A day of cycling along the Seine to the Normandy Coast
Jumièges was lovely – a ruined Benedictine Abbey set in delightful surroundings, with a handful of restaurants, hotels and bakeries. We enjoyed an aperitif in a local bar (Abbey beer for the Captain, Crémant for the Stoker) before a simple meal of steak frites. On leaving the (very friendly) restaurant they told us there would be fireworks later. Sadly (but inevitably) we were fast asleep by the time they started.
The day dawned, cloudy and slightly wet, and pleasantly cool. Our muscles felt fine after a night of rest, and we enjoyed a quiet breakfast (with excellent bread) before returning to our room to pack the panniers. As always we checked the room at least three times to make sure we hadn’t forgotten anything, then we pedalled away.
Straight away we had a short sharp climb out of Jumièges, but we felt strong and it seemed to pass quickly. We passed a group of motorcyclists by the side of the road, preparing for a day out, and waving cheerily in our direction.
Our first port of call was the ferry at Yainville, for our final crossing of the Seine. Everything looked much the same as the previous ferries – flashing red lights and signs warning us not to cycle off the quay. Here, though, as we approached, things began to look a little different. The main difference was the distinct lack of a ferry. It wasn’t on our side of the river, and we certainly couldn’t see it on the opposite bank. Undaunted, the Stoker dismounted to look at the sign. Ouvert Chaque Jours, it proudly announced. We were confused. Perhaps they had detected that we came from “Perfidious Albion” and hidden the ferry? Let’s face it, we couldn’t blame them for feeling rejected at the moment. Reading on, in smaller letters it was revealed that from 2008 onwards chaque jours meant Monday to Saturday only. Today is Sunday.
Not to worry – a quick look at the map revealed that we could cycle north alongside the river to the Pont de Brotonne, a few kilometres away. It would add perhaps 7km to the journey – not too bad in the circumstances. So we headed off on a fast main road, thankfully quiet. After a while we were passed by the same group of motorcyclists we’d spotted earlier – each one greeted us with a different air horn as he passed – clearly a cheerful bunch!
We were following one of the boucles of the Seine – wide meanders, bordered by forests, with occasional stark white chalk cliffs – rather beautiful and generally unspoiled. As we neared the bridge we began to wonder how we would climb up to it – the bridge is a high, elegant suspension bridge. It became apparent that we would have to turn “inland” for a kilometre and then around a hairpin bend before a long, steady climb onto the bridge deck. When we’d achieved that we were rewarded with spectacular views in both directions along the Seine. It was really windy up there too, though, so we were relieved to descend to the rive gauche and rejoin our original planned route.

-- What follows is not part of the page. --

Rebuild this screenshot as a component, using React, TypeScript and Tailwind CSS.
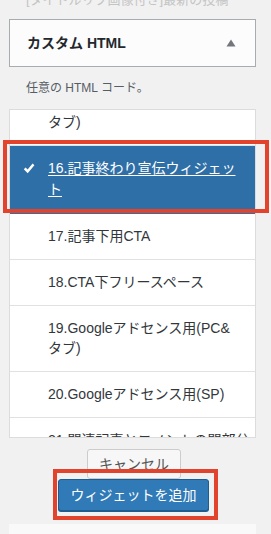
const FONT = { fontFamily: '"Liberation Sans", "Noto Sans CJK JP", sans-serif' };

type Item = { lines: string[]; selected?: boolean };

const items: Item[] = [
  { lines: ["15.Googleアドセンス用(PC&", "タブ)"] },
  { lines: ["16.記事終わり宣伝ウィジェッ", "ト"], selected: true },
  { lines: ["17.記事下用CTA"] },
  { lines: ["18.CTA下フリースペース"] },
  { lines: ["19.Googleアドセンス用(PC&", "タブ)"] },
  { lines: ["20.Googleアドセンス用(SP)"] },
  { lines: ["21.関連記事とコメントの間部分"] },
];

function Check() {
  return (
    <svg width="12" height="11" viewBox="0 0 12 11" className="mt-[5px] ml-[13px] shrink-0">
      <path d="M0.8 6.2 L2.6 4.4 L4.6 6.6 L9.6 0.6 L11.4 2.2 L4.7 10.2 Z" fill="#ffffff" />
    </svg>
  );
}

function Row({ item }: { item: Item }) {
  if (item.selected) {
    return (
      <li className="flex border-b border-[#2f6fa7] bg-[#2f6fa7] pt-[12px] pb-[13px] text-white">
        <div className="flex w-[38px] shrink-0">
          <Check />
        </div>
        <span className="text-[14px] leading-[21px] underline underline-offset-2">
          {item.lines.map((l, i) => (
            <span key={i} className="block whitespace-nowrap">
              {l}
            </span>
          ))}
        </span>
      </li>
    );
  }
  return (
    <li className="border-b border-[#e1e1e1] bg-white pt-[12px] pb-[13px] pl-[38px] text-[14px] leading-[20px] text-[#32373c]">
      {item.lines.map((l, i) => (
        <span key={i} className="block whitespace-nowrap">
          {l}
        </span>
      ))}
    </li>
  );
}

export default function App() {
  return (
    <div className="relative h-[534px] w-[271px] overflow-hidden bg-[#f1f1f1]" style={FONT}>
      <div className="-mt-[8px] pl-[26px] text-[13px] leading-[16px] text-[#c4c4c4] whitespace-nowrap">
        [タイトルリブ画像付き]最新の投稿
      </div>

      <div className="ml-[9px] mt-[11px] flex h-[48px] w-[247px] items-center justify-between border border-[#a9acaf] bg-[#fcfcfc] pl-[17px] pr-[19px]">
        <span className="text-[14px] font-bold text-[#23282d]">カスタム HTML</span>
        <svg width="10" height="8" viewBox="0 0 10 8">
          <path d="M5 0.5 L9.5 7.5 L0.5 7.5 Z" fill="#72777c" />
        </svg>
      </div>

      <div className="mt-[11px] pl-[26px] text-[12px] leading-[20px] text-[#555d66]">
        任意の HTML コード。
      </div>

      <div className="ml-[9px] mt-[11px] h-[329px] w-[247px] overflow-hidden border border-[#dcdcdc] bg-white">
        <ul className="-mt-[30px]">
          {items.map((it, i) => (
            <Row key={i} item={it} />
          ))}
        </ul>
      </div>

      <div className="ml-[87px] mt-[11px] flex h-[30px] w-[94px] items-start justify-center rounded-[3px] border border-[#cccccc] bg-[#f7f7f7] pt-[4px] text-[14px] leading-[20px] text-[#555555]">
        キャンセル
      </div>

      <div className="ml-[58px] flex h-[32px] w-[151px] items-center justify-center rounded-[3px] border border-[#1f5d8f] bg-[#2f7ab7] text-[14px] text-white shadow-[0_1px_0_#1f5d8f]">
        ウィジェットを追加
      </div>

      <div className="ml-[9px] mt-[13px] h-[20px] w-[247px] bg-[#f9f9f9]" />

      <div className="absolute left-[3px] top-[140px] h-[73px] w-[266px] border-[4px] border-[#e2432c]" />
      <div className="absolute left-[53px] top-[469px] h-[51px] w-[165px] border-[4px] border-[#e2432c]" />
    </div>
  );
}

Our route now took us south towards Bourneville (no dark chocolate being manufactured here, as far as we could tell). We passed through the attractive village before climbing steadily onto a plateau, only around 150 metres high, mainly afforested, with some quiet cycle paths and minor roads. We stayed on top of the plateau for some time – the roads were undulating but made for very pleasant riding.
Normandy’s villages, so far, have been strikingly lovely. Houses either half-timbered, or with flints in the walls, often with thatched roofs. Along the top of the roof-line of each thatched roof would be a line of what appeared to be sedums inter-planted with lilies – something we’ve never seen before. Every town and village seemed to be very well kept indeed.
By now our legs were informing us that it was time to stop for lunch, so we duly descended steeply into Pont-Audemer, quite a large town, chosen earlier as a potential lunch spot because it had at least one restaurant which was open on a Sunday. The restaurant was a pizzeria – to be honest we wouldn’t normally choose pizza for lunch, but on this occasion we deserved it, we thought. The captain scanned the menu for a Pizza Savoyarde – France’s finest contribution to Italian cuisine! It wasn’t there, but he spotted a Pizza Tartiflette – perfect!
Only twenty eight or so kilometres remained, and we set off, refreshed, in the direction of Honfleur. We’d left the plateau behind now, but the roads were undulating all afternoon, through quiet bucolic villages, heading down a green valley towards the estuary of the Seine. The sun came out just as we spotted the slow brown waters of the estuary to our right. Soon after that we saw the high suspension bridge at Honfleur and knew that we were approaching our destination.
The outskirts of Honfleur were uncharacteristically tatty, but we dropped down towards the central harbour area – much more like it. Taking one look at our sweaty, weary faces our host at the hotel joked that she had allocated us a room on the fourth floor! In reality though, it is on the first, above a bustling street leading towards the harbour.
Tomorrow we head to Lion-sur-Mer, via Pegasus Bridge and parts of the Normandy landing beaches. Our country fought proudly alongside others to oppose fascism on those beaches. Food for thought.